Aux prises avec l’exploration de cette partition bien construite, Fabio Luisi en a mis en lumière avec précision tous les détails, en valorisant les nombreuses finesses et le génie dramatique de Meyerbeer. Même s’il n’a pas semblé toujours concentré, plus d’une fois scène et fosse n’allaient pas parfaitement ensemble, Fabio Luisi, grâce à son intelligence musicale et sa sûreté, a su déployer les qualités expressives, les couleurs et la valeur dramatique de la partition. Il a tenu avec énergie et souplesse les rênes d’un spectacle assez exigeant, grâce aussi à la belle prestation de l’Orchestra Internazionale d’Italia et du chœur du théâtre municipal de Piacenza préparé par Corrado Casti.
La distribution dans les rôles principaux a tenu ses promesses. Dans le rôle-titre, Giulia de Blasi a donné une dimension scénique et vocale positive à son personnage, avec une belle couleur, et une émission appropriée, avec encore quelques marges de progrès dans les agilités. Très bonne la mezzosoprano Gaia Petrone, Isaura à l’admirable ligne de chant, au style élégant, capable aussi bien de douceur expressive, que de moments virtuoses d’une grande sûreté. Le ténor russe Anton Rositskiy a résolu de manière flatteuse les pièges du Duc de Lavarenne, un rôle particulièrement difficile par l’épaisseur du personnage et de sa vocalité, avec ses aigus stratosphériques, presque toujours correctement passés. La basse Marco Filppo Romano, dans le rôle bouffe singulier de Michele Gamautte, a été impeccable, avec des accents toujours justes, et une palette de ressources vocales qui lui ont assuré un triomphal succès. Un peu en retrait les autres basses, Bastian Thomas Kohl (Le Duc de Gloucester) et Laurence Meikle comme Carlo Belmonte.

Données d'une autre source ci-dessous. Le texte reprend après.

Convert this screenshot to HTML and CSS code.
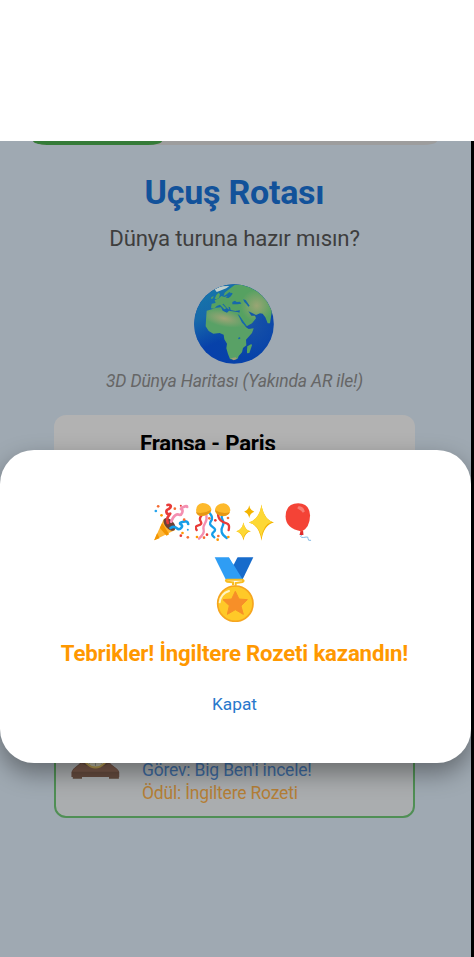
FILE: index.html
```html
<!DOCTYPE html>
<html lang="tr">
<head>
<meta charset="utf-8">
<title>Uçuş Rotası</title>
<link rel="stylesheet" href="styles.css">
</head>
<body>
<main class="screen">
  <div class="progress"><div class="progress-fill"></div></div>
  <h1 class="title">Uçuş Rotası</h1>
  <p class="subtitle">Dünya turuna hazır mısın?</p>
  <svg class="globe" viewBox="42 41 240 238">
    <defs>
      <radialGradient id="sea" cx=".68" cy=".48" r=".68"><stop offset="0" stop-color="#1954a7"/><stop offset=".65" stop-color="#0742a9"/><stop offset="1" stop-color="#0740ab"/></radialGradient>
      <linearGradient id="north" x1="0" y1="0" x2=".5" y2="1"><stop offset="0" stop-color="#157ba9"/><stop offset=".38" stop-color="#1769aa"/><stop offset=".7" stop-color="#1769aa" stop-opacity="0"/></linearGradient>
      <radialGradient id="sand" gradientUnits="userSpaceOnUse" cx="0" cy="0" r="1" gradientTransform="translate(132 143) rotate(12) scale(66 25)"><stop offset="0" stop-color="#a0a476"/><stop offset="1" stop-color="#59a166"/></radialGradient>
      <radialGradient id="steppe" gradientUnits="userSpaceOnUse" cx="230" cy="105" r="48"><stop offset="0" stop-color="#9aa574"/><stop offset="1" stop-color="#56a161"/></radialGradient>
      <clipPath id="ball"><circle cx="162" cy="160" r="119.5"/></clipPath>
    </defs>
    <g clip-path="url(#ball)">
      <path fill="url(#sea)" d="M40 40h245v240H40z"/><path fill="url(#north)" d="M40 40h245v240H40z"/>
      <path fill="#c1cecb" d="M104 56L123 47 148 46 139 53 124 59 110 64z"/>
      <path fill="url(#steppe)" d="M145 57L165 42 200 40 285 60 270 158 263 158 256 140 248 129 240 128 228 133 215 126 205 122 214 135 225 135 228 143 216 158 200 167 192 158 176 132 180 119 166 121 152 118 150 110 145 108 148 117 141 112 130 99 127 101 139 113 133 116 120 102 110 106 103 114 93 113 95 99 107 97 104 89 117 83 124 76 133 79 146 75 154 68 148 64 138 72 131 76 134 66z"/>
      <path fill="#1769aa" d="M145 74L155 66 158 69 152 77 146 82 137 81z"/>
      <path fill="#56a161" d="M109 73l7-7 4 5-3 10-7 5-6-2zM94 80l7-4-2 7-6 2z"/>
      <path fill="url(#sand)" d="M80 120l16-4 13-5 14-1 5 10 13 6 6-6 19 3 10 2 10 27 12 18 8 5 15-2-5 14-18 20 1 17-10 8-3 13-10 11-3 8-13 3-10-2-6-15-5-17 2-14-8-13-2-14-12-5-19 2-14-8-9-14 1-19z"/>
      <path fill="#1769aa" d="M157 94l8-4 5 4 10-1 4 6-12 2-15 0zM189 86l8 2 12 17-4 3-6-8-6-6zM173 130l5 4 10 15 12 16-3 2-11-11z"/>
      <path fill="#56a161" d="M201 237l1-10 12-7 2 4-8 23-7 1z"/>
      <path fill="#1769aa" d="M174 202l6-3 1 5-5 2z"/>
      <path fill="#9f9c75" d="M152 263l15-3 4 5-10 4z"/>
    </g>
  </svg>
  <p class="caption">3D Dünya Haritası (Yakında AR ile!)</p>

  <section class="routes">
    <article class="card"><h2 class="city">Fransa - Paris</h2></article>
    <article class="card card-active">
      <svg class="clock" viewBox="214 60 148 85">
        <path fill="#634b3e" d="M219 132h28v12h-28zM329 132h30v12h-30z"/>
        <path fill="#654b3e" d="M215 139v-15q3-10 14-17 12-8 15-15l8-32h72l6 32q2 8 14 15 14 9 16 17v15z"/>
        <path fill="#79594a" d="M217 123q4-9 14-15 10-7 14-11 43 25 86 0 4 6 13 11 12 8 15 15z"/>
        <circle cx="288" cy="75" r="38" fill="#b59a4f"/><circle cx="288" cy="75" r="32" fill="#b8b7a5"/>
        <path stroke="#666" stroke-width="2" d="M288 97v8M273 93l-3 5M303 93l3 5"/>
      </svg>
      <div class="details">
        <p class="task">Görev: Big Ben'i incele!</p>
        <p class="reward">Ödül: İngiltere Rozeti</p>
      </div>
    </article>
  </section>

  <section class="dialog" role="dialog">
    <div class="party">
      <svg class="popper" viewBox="24 24 110 114">
        <path fill="#ffb636" d="M27 136L56 71q20 5 34 34z"/><path fill="#f29500" d="M27 136l9-22 7 16zM44 99l7-15 21 34-8 4z"/>
        <ellipse cx="73" cy="88" rx="13" ry="23" transform="rotate(-42 73 88)" fill="#6b4036"/>
        <g fill="none" stroke-width="8" stroke-linecap="round" stroke-linejoin="round"><path stroke="#e83b38" d="M68 84q-4-12 0-18t7-10q-9 4-11-4t7-10q8-6 5-10t-9-2"/><path stroke="#f48fb1" d="M78 80q6-15 12-19t12-2 9-6-2-10 6-7 11 0"/><path stroke="#159de8" d="M76 99q10-7 18 0t14 0-1-11 7-8 15 7"/></g>
        <g fill="#f56c32"><circle cx="39" cy="34" r="4"/><circle cx="89" cy="41" r="4"/><circle cx="128" cy="127" r="4"/><circle cx="117" cy="74" r="4"/></g><g fill="#ff9800"><circle cx="49" cy="61" r="4"/><circle cx="112" cy="114" r="4"/></g><g fill="#26a4ed"><circle cx="32" cy="48" r="4"/><circle cx="128" cy="104" r="3"/></g><g fill="#e83b38"><circle cx="107" cy="122" r="4"/><circle cx="107" cy="32" r="3"/></g>
      </svg>
      <svg class="confetti" viewBox="150 24 108 114">
        <g fill="none" stroke-width="7" stroke-linecap="round"><path stroke="#f48fb1" d="M184 60q3 15-4 25t-4 20-14 26"/><path stroke="#159de8" d="M194 54q12 14 4 24t5 18 3 15 2 16M238 50q-12 12-6 23t1 20-3 18 15 18"/><path stroke="#e83b38" d="M171 60q-10 10-4 19t-7 12-5 14M219 54q0 15 8 22t18 9 6 20"/></g>
        <path fill="#fdb92b" d="M154 53Q150 27 173 24q22 2 26 18 1 11-14 17-21 10-31-6zM210 43q4-17 26-18 18 3 20 21-4 20-26 17-20-5-20-20z"/><path fill="#e69714" d="M153 52q22 6 46-8-2 10-16 16-24 9-30-8zM210 45q20 14 45 7-7 13-26 11-18-4-19-18z"/>
        <g fill="#f56c32"><circle cx="193" cy="70" r="4"/><circle cx="220" cy="123" r="4"/><circle cx="177" cy="128" r="4"/><circle cx="249" cy="69" r="4"/></g><g fill="#ff9800"><circle cx="156" cy="126" r="4"/><circle cx="218" cy="134" r="4"/><circle cx="250" cy="126" r="4"/></g><g fill="#e83b38"><circle cx="211" cy="76" r="4"/><circle cx="186" cy="119" r="4"/></g>
      </svg>
      <svg class="sparkles" viewBox="20 26 112 108"><path fill="#f4b400" d="M95 27q6 44 37 53-31 7-37 54-6-46-37-54 32-11 37-53zM42 80q4 23 22 26-18 4-22 27-4-22-21-27 17-4 21-26zM59 29q2 15 15 19-13 4-15 19-2-15-15-19 13-4 15-19z"/><path fill="#fdd835" d="M95 27q6 41 31 51-26 8-31 47-7-38-37-45 32-11 37-53zM42 80q4 22 18 25-15 5-18 22-5-17-21-21 17-4 21-26z"/></svg>
      <svg class="balloon" viewBox="164 23 80 115"><path fill="none" stroke="#82b9e4" stroke-width="3" d="M215 118q-8 7-2 9 7 1 14-1t6 5 9 5"/><path fill="#df2c2c" d="M210 108h8l1 12h-12z"/><path fill="#f44336" d="M165 64q0-39 38-40 35 1 36 37-1 37-25 48-49-8-49-45z"/><path fill="#f77b72" d="M204 33q15-1 19 16-7 7-10-2-8-5-13-8z"/></svg>
    </div>
    <svg class="medal" viewBox="42 23 118 195">
      <path fill="#176bcb" d="M99 24h60l-32 66-30-10z"/><path fill="#2f9df4" d="M43 24h43l42 68H77z"/>
      <path fill="#fff" d="M87 23h25l-12 23z"/>
      <path fill="none" stroke="#f9bd20" stroke-width="6" d="M98 108v-9l-18-2q-7-4 0-6h46q8 3 0 7l-20 3v8"/>
      <circle cx="105" cy="163" r="53" fill="#ffc928" stroke="#f6a51f" stroke-width="5"/>
      <path fill="#f78f28" stroke="#f78f28" stroke-width="3" stroke-linejoin="round" d="M105 126l11 23 25 2-19 19 7 25-24-14-24 14 6-26-19-18 26-2z"/><path d="M58 159q3-26 28-34" fill="none" stroke="#fff4c5" stroke-width="6" stroke-linecap="round"/>
    </svg>
    <h2 class="congrats">Tebrikler! İngiltere Rozeti kazandın!</h2>
    <button class="close">Kapat</button>
  </section>
</main>
</body>
</html>
```
FILE: styles.css
```css
* { box-sizing: border-box; }
body { margin: 0; padding-top: 141px; background: linear-gradient(#fff 141px, #000 141px); font-family: Roboto, "Liberation Sans", sans-serif; }
h1, h2, p { margin: 0; white-space: nowrap; }
svg { display: block; flex: none; }
.screen { position: relative; width: 471px; height: 816px; padding-right: 2px; overflow: hidden; background: #9fa9b2; display: flex; flex-direction: column; align-items: center; }
.progress { width: 404px; height: 4px; flex: none; border-radius: 0 0 14px 14px / 0 0 4px 4px; background: #9d9d9d; overflow: hidden; }
.progress-fill { width: 129px; height: 4px; background: #357b38; border-radius: 0 0 14px 14px / 0 0 4px 4px; }
.title { margin-top: 27px; font-size: 34px; line-height: 40px; font-weight: 700; letter-spacing: -.25px; color: #12529a; }
.subtitle { margin-top: 12px; font-size: 22.2px; line-height: 28px; letter-spacing: -.16px; color: #3e3e3e; }
.globe { width: 80px; height: 80px; margin: 32px 1px 0 0; }
.caption { margin-top: 5px; font-size: 17.5px; line-height: 24px; letter-spacing: -.17px; font-style: italic; color: #666; }
.routes { width: 361px; margin-top: 22px; display: flex; flex-direction: column; gap: 142px; }
.card { height: 130px; border-radius: 12px; background: #b2b2b2; }
.city { padding: 14px 0 0 86px; font-size: 22.2px; line-height: 28px; font-weight: 700; letter-spacing: -.2px; color: #000; }
.card-active { height: 131px; display: flex; align-items: flex-end; padding: 0 0 11px 15px; border: 2px solid #508f55; background: #aaadaf; gap: 22px; }
.clock { width: 49px; height: 28px; margin-bottom: 26px; }
.details { font-size: 17.5px; line-height: 23px; letter-spacing: -.19px; }
.task { color: #3e6a9e; }
.reward { color: #b57f36; }
.dialog { position: absolute; top: 309px; left: 0; width: 471px; height: 313px; padding: 53px 2px 0 0; border-radius: 34px; background: #fff; box-shadow: 0 10px 24px rgba(0, 0, 0, .38); display: flex; flex-direction: column; align-items: center; }
.party { display: flex; align-items: flex-start; gap: 5px; margin-right: 5px; }
.popper { width: 37px; height: 38px; }
.confetti { width: 36px; height: 38px; }
.sparkles { width: 38px; height: 37px; margin-top: 1px; }
.balloon { width: 27px; height: 38px; margin-left: 6px; }
.medal { width: 40px; height: 65px; margin-top: 16px; margin-right: 2px; }
.congrats { margin-top: 16px; font-size: 22.2px; line-height: 30px; font-weight: 700; letter-spacing: -.17px; color: #ff9800; }
.close { margin-top: 24px; padding: 0; border: 0; background: none; font: 400 17.3px/24px Roboto, sans-serif; color: #2878cc; }
```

La mise en scène conçue par Alessandro Talevi a été un facteur marquant de la production : partant de l’idée que l’opéra semiseria est difficile à comprendre pour le public d’aujourd’hui, Talevi a transposé l’intrigue dans le cadre de la London Fashion Week. Très beaux costumes, évidemment. Une réinterprétation radicale du livret qui a transformé les personnages, chacun avec sa fonction, en figures du monde de la mode. Du coup, un flot de scènes parallèles qui accompagnent les développement s du drame. Et ici, les éléments de la Fattoria Vittadini ((Compagnie de danse contemporaine milanaise, NdT)) ont parfaitement joué leur rôle d’accompagnement. Disons d’emblée que le projet a le mérite de l’audace, e qu’il est amusant. Mais cela ne fonctionne pas toujours. Dans le bouleversement radical, pour commencer sont passés à la trappe certains éléments martiaux, même musicaux, du premier acte ; et aussi la manière de gérer Isaura et Lavarenne, par exemple, est apparue quelquefois ne pas être en phase de la situation musicale. En conclusion, sans stigmatiser le courage de la proposition de Talevi, il faut vraiment rejeter l’horreur du vide et le souci constant et exagéré d’exhiber trouvailles et inventions. Applaudissements vigoureux et prolongés à la fin, et désaccords tenaces et sonores pour le metteur en scène et son staff.